CBI(クリア、ブロック、インタセプトの総称)はリーグ4位の283回、1試合平均スプリント回数もリーグ3位の211回を計測しており、攻守にアグレッシブな姿勢を求める指揮官のカラーは出せている。

またリーグ第2節セレッソ大阪戦でGK上福元直人が絶体絶命のピンチを救ったように、GKセーブ率の高さも光る。DFラインを高く設定する中で5試合7失点に抑えられているのは、決して偶然ではない。

京都サンガの1カ月検診

昨季の強みを発揮し切れていない

リーグ開幕・浦和戦で1-0の勝利を収めて大きなインパクトを残し、すでに3得点を挙げているFWピーター・ウタカの個人技は光っているが、ただチーム全体では5試合4得点と得点力は伸び悩んでいる。

その一つは曺貴裁監督が「奪ったボールを相手にプレゼントしてしまうことが多い」と指摘している通りパス精度の低さだ。
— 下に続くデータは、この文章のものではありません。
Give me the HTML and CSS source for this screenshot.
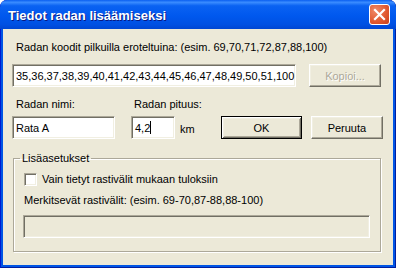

ピッチを三分割したエリアを個々に見ていけば、ディフェンシブサード(DT)からアタッキングサード(AT)までのパス成功率は低い(DTは全体17位66.7%、MTは同15位74.8%、ATは同17位64.8%)。

もう一つは昨季J2時代の強みだったロスト後のボールリゲイン率やこぼれ球奪取率。昨季は10秒以内のリゲイン率はJ2トップの38.5%を誇ったが、今季はJ1全体16位の30.4%となっている。こぼれ球奪取率も昨年の52.1%から45.3%(J1全体17位)に落ちている。

J1とJ2の違いといってしまえばそれまでだが、この部分は「攻守の切り替えの速さ」の指標で京都サンガの生命線でもある。攻撃の回数(全体15位の602回)が少ないのは、これらに起因しているだろう。

京都サンガの1カ月検診

新加入組の台頭に期待

湘南時代に若手を鍛え上げ、18年ルヴァン杯優勝に導いた指揮官は「まだできないことがあって当たり前」と声を大にする。U―21代表MF川崎颯太ら若い選手が多く、成長過程にあるのは間違いない。

ここから求められるのはスピードを落とさない中で、どれだけ正確にパスをつなげられるか。昨季のストロングポイントをJ1の舞台でも発揮させられるか。

そしてウタカ1人に負担が掛かっているゴール前で他選手が絡んでこられるか、だ。その意味では今季新戦力組のFW大前元紀、FWマルティノス、FW豊川雄太、FW山﨑凌悟に期待したい。